» Records with interface code:
* BEGIN *

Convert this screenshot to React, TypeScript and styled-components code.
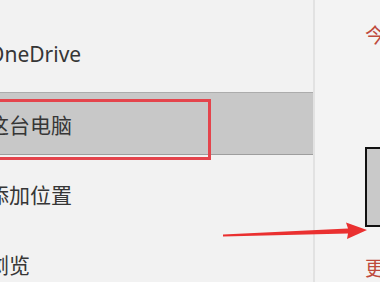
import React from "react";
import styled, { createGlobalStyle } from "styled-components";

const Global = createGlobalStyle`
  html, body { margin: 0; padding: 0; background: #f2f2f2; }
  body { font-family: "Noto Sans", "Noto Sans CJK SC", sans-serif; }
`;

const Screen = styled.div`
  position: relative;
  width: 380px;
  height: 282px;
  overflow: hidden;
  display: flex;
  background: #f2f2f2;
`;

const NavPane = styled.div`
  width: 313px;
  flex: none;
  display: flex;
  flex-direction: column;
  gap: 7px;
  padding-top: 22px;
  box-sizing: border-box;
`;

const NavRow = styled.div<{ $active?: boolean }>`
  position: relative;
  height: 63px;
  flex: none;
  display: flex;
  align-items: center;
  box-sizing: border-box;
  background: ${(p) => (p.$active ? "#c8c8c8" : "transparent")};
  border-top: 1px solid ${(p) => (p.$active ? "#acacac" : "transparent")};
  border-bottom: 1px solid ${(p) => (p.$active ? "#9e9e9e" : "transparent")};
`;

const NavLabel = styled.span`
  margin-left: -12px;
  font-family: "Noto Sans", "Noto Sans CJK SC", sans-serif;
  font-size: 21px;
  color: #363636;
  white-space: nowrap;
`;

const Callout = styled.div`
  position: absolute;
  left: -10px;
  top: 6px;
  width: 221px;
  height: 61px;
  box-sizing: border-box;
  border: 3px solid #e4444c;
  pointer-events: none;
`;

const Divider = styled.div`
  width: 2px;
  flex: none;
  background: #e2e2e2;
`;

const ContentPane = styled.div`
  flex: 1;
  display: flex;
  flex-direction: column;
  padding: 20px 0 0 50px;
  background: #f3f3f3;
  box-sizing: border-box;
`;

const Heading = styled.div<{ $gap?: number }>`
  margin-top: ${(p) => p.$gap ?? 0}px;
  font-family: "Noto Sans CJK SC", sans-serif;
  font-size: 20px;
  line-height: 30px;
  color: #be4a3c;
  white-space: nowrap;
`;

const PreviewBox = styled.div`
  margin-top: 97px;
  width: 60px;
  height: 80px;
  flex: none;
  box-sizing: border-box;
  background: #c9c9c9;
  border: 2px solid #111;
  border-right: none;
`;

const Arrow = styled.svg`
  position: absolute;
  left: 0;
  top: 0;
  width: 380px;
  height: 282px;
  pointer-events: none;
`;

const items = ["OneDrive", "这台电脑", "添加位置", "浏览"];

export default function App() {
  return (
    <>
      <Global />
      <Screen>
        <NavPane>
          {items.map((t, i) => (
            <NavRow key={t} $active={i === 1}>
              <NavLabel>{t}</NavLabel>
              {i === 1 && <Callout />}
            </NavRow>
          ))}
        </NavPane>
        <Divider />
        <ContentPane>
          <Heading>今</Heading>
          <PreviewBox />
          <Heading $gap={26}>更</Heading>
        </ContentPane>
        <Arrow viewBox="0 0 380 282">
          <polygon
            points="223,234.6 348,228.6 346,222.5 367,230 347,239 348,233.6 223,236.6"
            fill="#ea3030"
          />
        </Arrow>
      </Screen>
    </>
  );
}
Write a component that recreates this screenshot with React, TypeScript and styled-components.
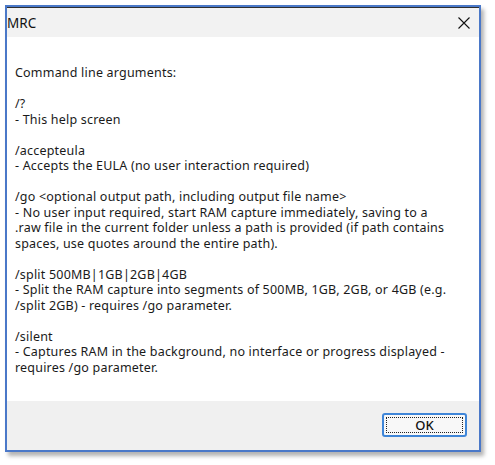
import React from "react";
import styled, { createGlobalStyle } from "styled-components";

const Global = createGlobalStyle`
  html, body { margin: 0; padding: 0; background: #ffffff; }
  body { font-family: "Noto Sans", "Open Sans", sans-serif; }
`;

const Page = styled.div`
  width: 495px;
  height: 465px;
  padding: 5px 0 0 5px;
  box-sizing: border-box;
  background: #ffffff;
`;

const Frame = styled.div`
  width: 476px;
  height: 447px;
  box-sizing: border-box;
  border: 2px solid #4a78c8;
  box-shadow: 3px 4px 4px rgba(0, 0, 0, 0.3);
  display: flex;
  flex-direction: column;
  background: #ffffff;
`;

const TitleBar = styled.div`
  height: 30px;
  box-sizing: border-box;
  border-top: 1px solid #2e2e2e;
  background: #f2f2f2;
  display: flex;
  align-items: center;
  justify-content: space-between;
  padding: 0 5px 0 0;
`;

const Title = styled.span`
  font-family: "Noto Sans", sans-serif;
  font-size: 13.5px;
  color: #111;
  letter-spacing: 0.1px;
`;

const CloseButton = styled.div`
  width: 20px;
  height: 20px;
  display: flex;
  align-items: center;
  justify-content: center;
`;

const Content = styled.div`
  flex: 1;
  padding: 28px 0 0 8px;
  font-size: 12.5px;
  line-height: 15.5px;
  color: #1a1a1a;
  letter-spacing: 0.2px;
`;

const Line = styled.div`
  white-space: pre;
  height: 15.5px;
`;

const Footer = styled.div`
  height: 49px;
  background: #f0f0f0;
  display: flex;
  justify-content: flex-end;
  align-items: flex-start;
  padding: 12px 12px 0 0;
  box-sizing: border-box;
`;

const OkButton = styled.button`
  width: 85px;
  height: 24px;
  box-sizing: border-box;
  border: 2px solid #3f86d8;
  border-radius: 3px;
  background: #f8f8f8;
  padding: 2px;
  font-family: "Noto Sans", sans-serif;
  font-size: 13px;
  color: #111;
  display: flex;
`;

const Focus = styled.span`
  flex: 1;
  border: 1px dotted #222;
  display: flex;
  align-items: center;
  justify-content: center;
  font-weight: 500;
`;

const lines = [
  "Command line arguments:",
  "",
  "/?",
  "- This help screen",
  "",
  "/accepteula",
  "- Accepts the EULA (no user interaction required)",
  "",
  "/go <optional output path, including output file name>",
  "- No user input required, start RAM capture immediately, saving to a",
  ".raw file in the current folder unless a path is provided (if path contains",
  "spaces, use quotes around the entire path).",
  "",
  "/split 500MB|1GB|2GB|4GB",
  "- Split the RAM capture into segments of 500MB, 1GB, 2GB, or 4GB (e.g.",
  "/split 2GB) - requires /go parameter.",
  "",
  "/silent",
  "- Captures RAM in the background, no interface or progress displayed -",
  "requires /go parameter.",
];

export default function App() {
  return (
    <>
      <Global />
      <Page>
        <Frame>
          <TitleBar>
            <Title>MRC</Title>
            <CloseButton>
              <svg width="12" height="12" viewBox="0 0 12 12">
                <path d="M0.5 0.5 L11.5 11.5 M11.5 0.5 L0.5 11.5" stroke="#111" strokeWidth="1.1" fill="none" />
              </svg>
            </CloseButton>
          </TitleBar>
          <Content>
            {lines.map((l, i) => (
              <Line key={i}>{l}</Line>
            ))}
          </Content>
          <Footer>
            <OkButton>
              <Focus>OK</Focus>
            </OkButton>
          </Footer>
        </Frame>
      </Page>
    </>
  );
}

* END *

» The exercise: Reproduce the records above exactly, leaving out every picture they contain.

» Completed task:
Convert this screenshot to React, TypeScript and styled-components code.
import React from "react";
import styled, { createGlobalStyle } from "styled-components";

const Global = createGlobalStyle`
  html, body { margin: 0; padding: 0; background: #f2f2f2; }
  body { font-family: "Noto Sans", "Noto Sans CJK SC", sans-serif; }
`;

const Screen = styled.div`
  position: relative;
  width: 380px;
  height: 282px;
  overflow: hidden;
  display: flex;
  background: #f2f2f2;
`;

const NavPane = styled.div`
  width: 313px;
  flex: none;
  display: flex;
  flex-direction: column;
  gap: 7px;
  padding-top: 22px;
  box-sizing: border-box;
`;

const NavRow = styled.div<{ $active?: boolean }>`
  position: relative;
  height: 63px;
  flex: none;
  display: flex;
  align-items: center;
  box-sizing: border-box;
  background: ${(p) => (p.$active ? "#c8c8c8" : "transparent")};
  border-top: 1px solid ${(p) => (p.$active ? "#acacac" : "transparent")};
  border-bottom: 1px solid ${(p) => (p.$active ? "#9e9e9e" : "transparent")};
`;

const NavLabel = styled.span`
  margin-left: -12px;
  font-family: "Noto Sans", "Noto Sans CJK SC", sans-serif;
  font-size: 21px;
  color: #363636;
  white-space: nowrap;
`;

const Callout = styled.div`
  position: absolute;
  left: -10px;
  top: 6px;
  width: 221px;
  height: 61px;
  box-sizing: border-box;
  border: 3px solid #e4444c;
  pointer-events: none;
`;

const Divider = styled.div`
  width: 2px;
  flex: none;
  background: #e2e2e2;
`;

const ContentPane = styled.div`
  flex: 1;
  display: flex;
  flex-direction: column;
  padding: 20px 0 0 50px;
  background: #f3f3f3;
  box-sizing: border-box;
`;

const Heading = styled.div<{ $gap?: number }>`
  margin-top: ${(p) => p.$gap ?? 0}px;
  font-family: "Noto Sans CJK SC", sans-serif;
  font-size: 20px;
  line-height: 30px;
  color: #be4a3c;
  white-space: nowrap;
`;

const PreviewBox = styled.div`
  margin-top: 97px;
  width: 60px;
  height: 80px;
  flex: none;
  box-sizing: border-box;
  background: #c9c9c9;
  border: 2px solid #111;
  border-right: none;
`;

const Arrow = styled.svg`
  position: absolute;
  left: 0;
  top: 0;
  width: 380px;
  height: 282px;
  pointer-events: none;
`;

const items = ["OneDrive", "这台电脑", "添加位置", "浏览"];

export default function App() {
  return (
    <>
      <Global />
      <Screen>
        <NavPane>
          {items.map((t, i) => (
            <NavRow key={t} $active={i === 1}>
              <NavLabel>{t}</NavLabel>
              {i === 1 && <Callout />}
            </NavRow>
          ))}
        </NavPane>
        <Divider />
        <ContentPane>
          <Heading>今</Heading>
          <PreviewBox />
          <Heading $gap={26}>更</Heading>
        </ContentPane>
        <Arrow viewBox="0 0 380 282">
          <polygon
            points="223,234.6 348,228.6 346,222.5 367,230 347,239 348,233.6 223,236.6"
            fill="#ea3030"
          />
        </Arrow>
      </Screen>
    </>
  );
}
Write a component that recreates this screenshot with React, TypeScript and styled-components.
import React from "react";
import styled, { createGlobalStyle } from "styled-components";

const Global = createGlobalStyle`
  html, body { margin: 0; padding: 0; background: #ffffff; }
  body { font-family: "Noto Sans", "Open Sans", sans-serif; }
`;

const Page = styled.div`
  width: 495px;
  height: 465px;
  padding: 5px 0 0 5px;
  box-sizing: border-box;
  background: #ffffff;
`;

const Frame = styled.div`
  width: 476px;
  height: 447px;
  box-sizing: border-box;
  border: 2px solid #4a78c8;
  box-shadow: 3px 4px 4px rgba(0, 0, 0, 0.3);
  display: flex;
  flex-direction: column;
  background: #ffffff;
`;

const TitleBar = styled.div`
  height: 30px;
  box-sizing: border-box;
  border-top: 1px solid #2e2e2e;
  background: #f2f2f2;
  display: flex;
  align-items: center;
  justify-content: space-between;
  padding: 0 5px 0 0;
`;

const Title = styled.span`
  font-family: "Noto Sans", sans-serif;
  font-size: 13.5px;
  color: #111;
  letter-spacing: 0.1px;
`;

const CloseButton = styled.div`
  width: 20px;
  height: 20px;
  display: flex;
  align-items: center;
  justify-content: center;
`;

const Content = styled.div`
  flex: 1;
  padding: 28px 0 0 8px;
  font-size: 12.5px;
  line-height: 15.5px;
  color: #1a1a1a;
  letter-spacing: 0.2px;
`;

const Line = styled.div`
  white-space: pre;
  height: 15.5px;
`;

const Footer = styled.div`
  height: 49px;
  background: #f0f0f0;
  display: flex;
  justify-content: flex-end;
  align-items: flex-start;
  padding: 12px 12px 0 0;
  box-sizing: border-box;
`;

const OkButton = styled.button`
  width: 85px;
  height: 24px;
  box-sizing: border-box;
  border: 2px solid #3f86d8;
  border-radius: 3px;
  background: #f8f8f8;
  padding: 2px;
  font-family: "Noto Sans", sans-serif;
  font-size: 13px;
  color: #111;
  display: flex;
`;

const Focus = styled.span`
  flex: 1;
  border: 1px dotted #222;
  display: flex;
  align-items: center;
  justify-content: center;
  font-weight: 500;
`;

const lines = [
  "Command line arguments:",
  "",
  "/?",
  "- This help screen",
  "",
  "/accepteula",
  "- Accepts the EULA (no user interaction required)",
  "",
  "/go <optional output path, including output file name>",
  "- No user input required, start RAM capture immediately, saving to a",
  ".raw file in the current folder unless a path is provided (if path contains",
  "spaces, use quotes around the entire path).",
  "",
  "/split 500MB|1GB|2GB|4GB",
  "- Split the RAM capture into segments of 500MB, 1GB, 2GB, or 4GB (e.g.",
  "/split 2GB) - requires /go parameter.",
  "",
  "/silent",
  "- Captures RAM in the background, no interface or progress displayed -",
  "requires /go parameter.",
];

export default function App() {
  return (
    <>
      <Global />
      <Page>
        <Frame>
          <TitleBar>
            <Title>MRC</Title>
            <CloseButton>
              <svg width="12" height="12" viewBox="0 0 12 12">
                <path d="M0.5 0.5 L11.5 11.5 M11.5 0.5 L0.5 11.5" stroke="#111" strokeWidth="1.1" fill="none" />
              </svg>
            </CloseButton>
          </TitleBar>
          <Content>
            {lines.map((l, i) => (
              <Line key={i}>{l}</Line>
            ))}
          </Content>
          <Footer>
            <OkButton>
              <Focus>OK</Focus>
            </OkButton>
          </Footer>
        </Frame>
      </Page>
    </>
  );
}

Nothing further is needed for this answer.